Dalam beberapa dekade terakhir, wacana Intelektual Aswaja memperlihatkan suatu perkembangan yang cukup signifikan. Seperti munculnya kritikan al-Ghozali yang dituduh sebagai penyebab mundurnya semangat intelektual Islam, maka saat itulah muncul wacana baru yang lazimnya disebut dengan neo Aswaja yang dimotori oleh Syekh Musthofa  Abd ar-Raziq. Kemudian disusul muridnya Syekh Abdul Halim Mahmud yang tampil dengan semangat intelektual baru dengan tetap mengacu pada garis pemikiran Al-Ghazali, namun penekanannya lebih menitikberatkan pada aspek metodologis ketimbang produk pemikiran.

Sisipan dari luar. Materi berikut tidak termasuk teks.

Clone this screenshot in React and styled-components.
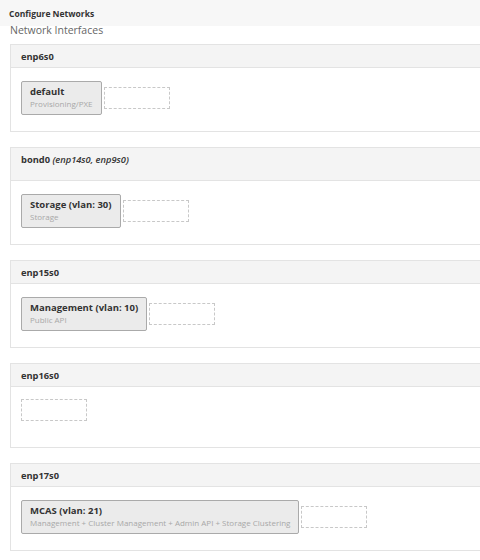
import React from 'react';
import styled, { createGlobalStyle } from 'styled-components';

const GlobalStyle = createGlobalStyle`
  html, body {
    margin: 0;
    padding: 0;
    background: #ffffff;
    overflow: hidden;
  }
  body {
    font-family: 'Open Sans', 'Noto Sans', sans-serif;
    color: #333;
  }
`;

const Page = styled.div`
  width: 480px;
  height: 560px;
  overflow: hidden;
`;

const TopBar = styled.div`
  height: 26px;
  background: #f7f7f7;
  display: flex;
  align-items: center;
  padding-left: 9px;
  font-size: 8.5px;
  font-weight: 700;
  color: #333;
`;

const SectionTitle = styled.div`
  margin: 0 10px;
  font-size: 10.5px;
  line-height: 9px;
  color: #666;
`;

const List = styled.div`
  display: flex;
  flex-direction: column;
  gap: 15px;
  margin: 9px -20px 0 10px;
`;

const Panel = styled.div`
  border: 1px solid #e3e3e3;
  background: #fff;
`;

const PanelHeader = styled.div`
  height: ${p => (p.$tall ? 33 : 23)}px;
  box-sizing: border-box;
  padding: ${p => (p.$tall ? 5 : 4.5)}px 10px 0;
  background: #f4f4f4;
  border-bottom: 1px solid #e3e3e3;
  font-size: 9.3px;
  line-height: 14px;
  font-weight: 700;
  color: #333;

  em {
    font-weight: 600;
  }
`;

const PanelBody = styled.div`
  display: flex;
  align-items: center;
  gap: 2px;
  padding: ${p => (p.$empty ? '12px 10px 26px' : '13px 10px 16px')};
`;

const Card = styled.div`
  background: #ebebeb;
  border: 1px solid #aaa;
  border-radius: 2px;
  padding: 4px 8px 5px;
`;

const CardTitle = styled.div`
  font-size: 9.5px;
  line-height: 12px;
  font-weight: 700;
  color: #333;
`;

const CardSub = styled.div`
  font-size: 8px;
  line-height: 11px;
  color: #a8a8a8;
`;

const DropZone = styled.div`
  width: 64px;
  height: 20px;
  border: 1px dashed #c8c8c8;
`;

const interfaces = [
  { name: 'enp6s0', network: { title: 'default', sub: 'Provisioning/PXE' } },
  {
    name: 'bond0',
    slaves: 'enp14s0, enp9s0',
    tall: true,
    network: { title: 'Storage (vlan: 30)', sub: 'Storage' },
  },
  { name: 'enp15s0', network: { title: 'Management (vlan: 10)', sub: 'Public API' } },
  { name: 'enp16s0' },
  {
    name: 'enp17s0',
    network: {
      title: 'MCAS (vlan: 21)',
      sub: 'Management + Cluster Management + Admin API + Storage Clustering',
    },
  },
];

const App = () => {
  return (
    <Page>
      <GlobalStyle />
      <TopBar>Configure Networks</TopBar>
      <SectionTitle>Network Interfaces</SectionTitle>
      <List>
        {interfaces.map(iface => (
          <Panel key={iface.name}>
            <PanelHeader $tall={iface.tall}>
              {iface.name}
              {iface.slaves && <> <em>({iface.slaves})</em></>}
            </PanelHeader>
            <PanelBody $empty={!iface.network}>
              {iface.network && (
                <Card>
                  <CardTitle>{iface.network.title}</CardTitle>
                  <CardSub>{iface.network.sub}</CardSub>
                </Card>
              )}
              <DropZone />
            </PanelBody>
          </Panel>
        ))}
      </List>
    </Page>
  );
};

export default App;
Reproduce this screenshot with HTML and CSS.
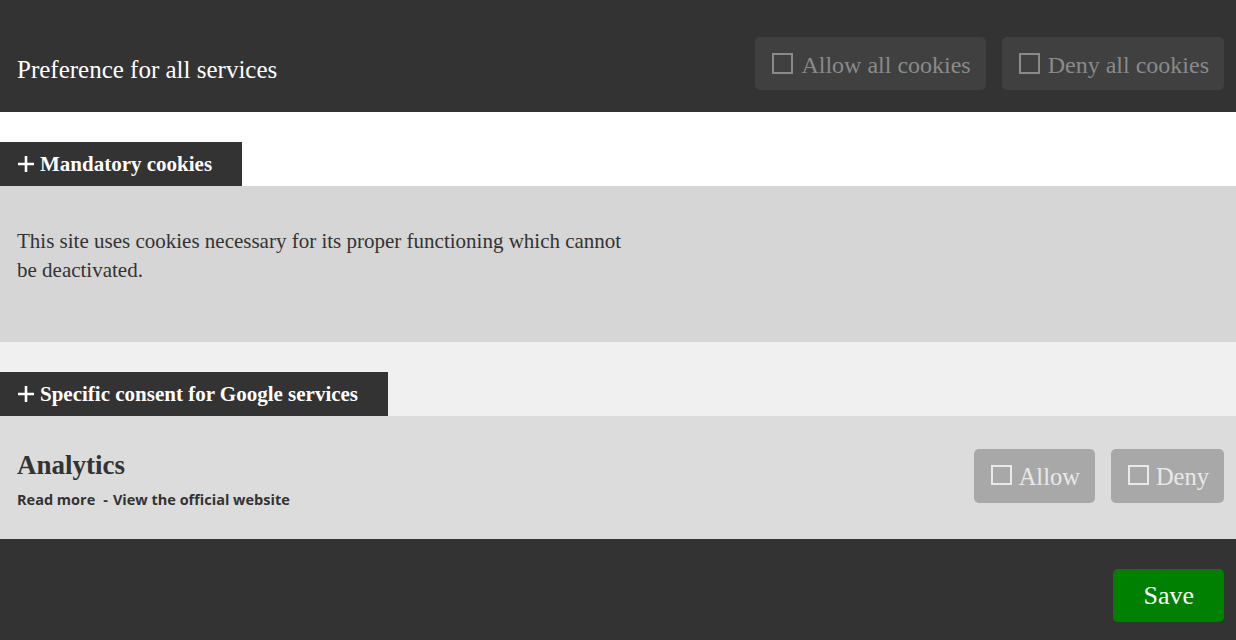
FILE: index.html
```html
<!DOCTYPE html>
<html>
<head>
<meta charset="utf-8">
<link rel="stylesheet" href="styles.css">
</head>
<body>
<div class="page">
  <header class="topbar">
    <div class="title">Preference for all services</div>
    <div class="actions">
      <button class="btn btn-dark"><span class="box"></span>Allow all cookies</button>
      <button class="btn btn-dark"><span class="box"></span>Deny all cookies</button>
    </div>
  </header>

  <section class="group group-white">
    <div class="tab"><svg class="plus" width="16" height="16" viewBox="0 0 16 16"><path d="M8 0V16M0 8H16" stroke="#fff" stroke-width="2.6"/></svg>Mandatory cookies</div>
    <div class="panel panel-mandatory">
      <p class="desc">This site uses cookies necessary for its proper functioning which cannot be deactivated.</p>
    </div>
  </section>

  <section class="group group-light">
    <div class="tab"><svg class="plus" width="16" height="16" viewBox="0 0 16 16"><path d="M8 0V16M0 8H16" stroke="#fff" stroke-width="2.6"/></svg>Specific consent for Google services</div>
    <div class="panel panel-service">
      <div class="service-info">
        <div class="service-name">Analytics</div>
        <div class="service-links"><a>Read more</a><span class="sep">-</span><a>View the official website</a></div>
      </div>
      <div class="service-actions">
        <button class="btn btn-grey"><span class="box"></span>Allow</button>
        <button class="btn btn-grey"><span class="box"></span>Deny</button>
      </div>
    </div>
  </section>

  <footer class="footer">
    <button class="btn btn-save">Save</button>
  </footer>
</div>
</body>
</html>
```

FILE: styles.css
```css
* { box-sizing: border-box; }
html, body { margin: 0; padding: 0; }
body {
  width: 1236px;
  height: 640px;
  overflow: hidden;
  font-family: "Liberation Serif", "Times New Roman", serif;
  background: #333;
}
.page { display: flex; flex-direction: column; height: 640px; }

.topbar {
  background: #333;
  height: 112px;
  display: flex;
  align-items: center;
  justify-content: space-between;
  padding: 15px 12px 0 17px;
}
.title {
  color: #fff;
  font-size: 25px;
  padding-top: 12px;
}
.actions { display: flex; gap: 16px; }

.btn {
  border: none;
  border-radius: 5px;
  font-family: "Liberation Serif", "Times New Roman", serif;
  font-size: 24px;
  display: inline-flex;
  align-items: center;
  cursor: pointer;
  padding-top: 4px;
}
.box {
  display: inline-block;
  width: 21px;
  height: 21px;
  border: 2px solid currentColor;
  margin-right: 8px;
  margin-top: -4px;
}
.btn-dark {
  background: #404040;
  color: #8a8a8a;
  height: 53px;
  padding-left: 17px;
  padding-right: 15px;
}
.btn-grey {
  background: #a8a8a8;
  color: #e9e9e9;
  height: 54px;
  font-size: 24.5px;
  padding-left: 17px;
  padding-right: 15px;
}
.btn-grey .box { height: 20px; margin-right: 7px; }
.btn-save {
  background: #008000;
  color: #fff;
  height: 53px;
  padding: 0 30px;
  font-size: 26px;
}

.group { padding-top: 30px; }
.group-white { background: #fff; }
.group-light { background: #f0f0f0; }

.tab {
  display: inline-flex;
  align-items: center;
  background: #333;
  color: #fff;
  font-weight: bold;
  font-size: 21px;
  height: 44px;
  padding: 0 30px 0 18px;
}
.plus { margin-right: 6px; flex: none; }

.panel-mandatory {
  background: #d6d6d6;
  height: 156px;
  padding: 41px 17px 0 17px;
}
.desc {
  margin: 0;
  max-width: 620px;
  font-size: 21px;
  line-height: 29px;
  color: #333;
}

.panel-service {
  background: #dcdcdc;
  height: 123px;
  display: flex;
  justify-content: space-between;
  align-items: center;
  padding: 0 12px 0 17px;
}
.service-name {
  font-size: 27px;
  font-weight: bold;
  color: #333;
  padding-top: 4px;
}
.service-links {
  margin-top: 9px;
  font-family: "Open Sans", "Noto Sans", sans-serif;
  font-weight: 700;
  font-size: 14.5px;
  color: #333;
}
.sep { margin: 0 5px 0 8px; }
.service-actions { display: flex; gap: 16px; margin-top: -4px; }

.footer {
  flex: 1;
  background: #333;
  display: flex;
  justify-content: flex-end;
  align-items: center;
  padding: 12px 12px 0;
}
```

Aspek metodologis inilah yang menjadi simbol kemenangan dan keunggulan Aswaja. Dengan hal ini, diharapkan mampu mengantarkan umat manusia pada perkembangan dan kemajuan IPTEK yang mengarahkan pada kecenderungan intelektual kepada sciencific thingking. Seorang muslim dapat menghayati makna ke-Esaan Tuhan dalam temuan-temuan ilmiyah di laboratorium. Misalnya uraian Dr. Musthofa Mahmud di Mesir tentang struktur sel-sel dalam setiap makhluk hidup sangat memukau secara aspek metodologis bila dibandingkan dengan sistem argumentasi yang diberikan oleh tokoh sebelum masanya. Sehingga dapat pula dimaknai bahwa adanya dikhotomi ilmu agama, sudah saatnya dihapuskan dan dipadukan secara integrated melalui internalisasi ilmu-ilmu Islam dan aktualisasi ajaran-ajaran tauhid dalam kehidupan di era ilmu pengetahuan dan tekhnologi. (Dr. Nursamad Kamba, Tantangan dan peluang Aswaja dalam Prilaku Manusia Modern, Makalah Seminar Pergumulan Aswaja dengan Masalah Kebudayaan, Semarang, 28 Agustus 1999). Semoga bermanfaat, Wallahul Muwafiq Ilaa Aqwamith Thorieq.
  
(Materi disampaikan pada Mapaba II di Batu Besaung Tanggal 22 Agustus 2007 oleh Sugianto, S.Pd.I
Ketua Komisariat PMII STAIN Samarinda periode 2003-2004 dan Sekretaris Umum Pengurus Koordinator Cabang PMII Kalimantan Timur periode 2006-2008).